EXERCISE BRIEF: Your task is to give the number of lines in the listing that include "table", and nothing else.

DATA BLOCK:
# # # # #

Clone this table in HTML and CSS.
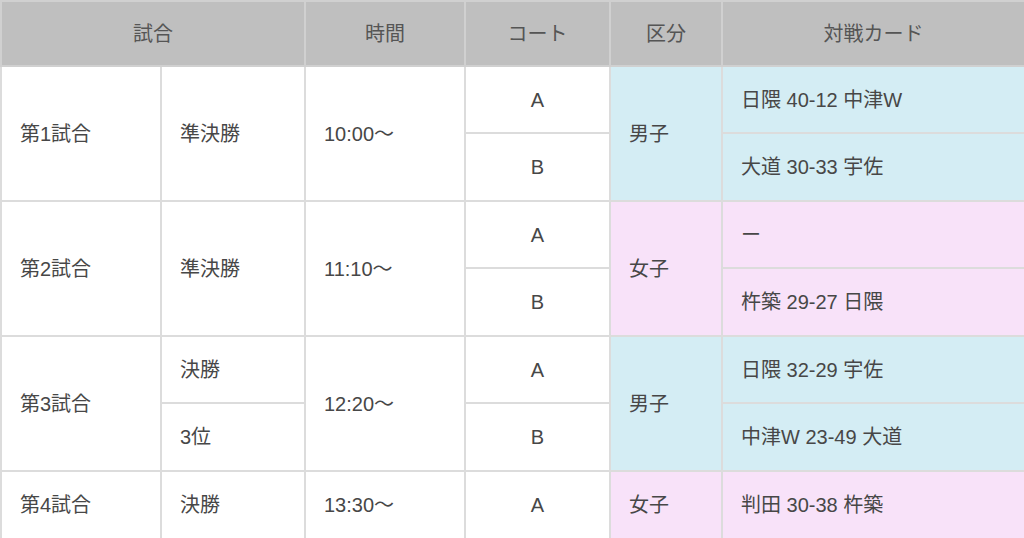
FILE: index.html
```html
<!DOCTYPE html>
<html lang="ja">
<head>
<meta charset="utf-8">
<link rel="stylesheet" href="styles.css">
</head>
<body>
<table class="sched">
  <colgroup>
    <col class="c1"><col class="c2"><col class="c3"><col class="c4"><col class="c5"><col class="c6">
  </colgroup>
  <thead>
    <tr class="head">
      <th colspan="2">試合</th>
      <th>時間</th>
      <th>コート</th>
      <th>区分</th>
      <th>対戦カード</th>
    </tr>
  </thead>
  <tbody>
    <tr class="ra">
      <td rowspan="2">第1試合</td>
      <td rowspan="2">準決勝</td>
      <td rowspan="2">10:00～</td>
      <td class="court">A</td>
      <td rowspan="2" class="boy">男子</td>
      <td class="boy">日隈 40-12 中津W</td>
    </tr>
    <tr class="rb">
      <td class="court">B</td>
      <td class="boy">大道 30-33 宇佐</td>
    </tr>
    <tr class="ra">
      <td rowspan="2">第2試合</td>
      <td rowspan="2">準決勝</td>
      <td rowspan="2">11:10～</td>
      <td class="court">A</td>
      <td rowspan="2" class="girl">女子</td>
      <td class="girl">ー</td>
    </tr>
    <tr class="rb">
      <td class="court">B</td>
      <td class="girl">杵築 29-27 日隈</td>
    </tr>
    <tr class="ra">
      <td rowspan="2">第3試合</td>
      <td>決勝</td>
      <td rowspan="2">12:20～</td>
      <td class="court">A</td>
      <td rowspan="2" class="boy">男子</td>
      <td class="boy">日隈 32-29 宇佐</td>
    </tr>
    <tr class="rb">
      <td>3位</td>
      <td class="court">B</td>
      <td class="boy">中津W 23-49 大道</td>
    </tr>
    <tr class="rb">
      <td>第4試合</td>
      <td>決勝</td>
      <td>13:30～</td>
      <td class="court">A</td>
      <td class="girl">女子</td>
      <td class="girl">判田 30-38 杵築</td>
    </tr>
  </tbody>
</table>
</body>
</html>
```

FILE: styles.css
```css
html, body {
  margin: 0;
  padding: 0;
  background: #ffffff;
}

body {
  font-family: "Liberation Sans", "Noto Sans CJK JP", sans-serif;
  font-size: 20px;
  color: #474747;
}

.sched {
  width: 1024px;
  border-collapse: collapse;
  table-layout: fixed;
}

.c1 { width: 160px; }
.c2 { width: 144px; }
.c3 { width: 160px; }
.c4 { width: 145px; }
.c5 { width: 112px; }
.c6 { width: 303px; }

.sched th,
.sched td {
  border: 2px solid #dcdcdc;
  padding: 0 18px;
  vertical-align: middle;
  text-align: left;
  font-weight: normal;
  line-height: 1.2;
}

.head {
  height: 65px;
}

.sched th {
  background: #bfbfbf;
  color: #555555;
  text-align: center;
  border-color: #d0d0d0;
}

.ra { height: 67px; }
.rb { height: 68px; }

.sched td.court {
  text-align: center;
}

.sched td.boy {
  background: #d4edf4;
}

.sched td.girl {
  background: #f8e2f9;
}
```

# # # # #

COMPLETE OUTPUT: 4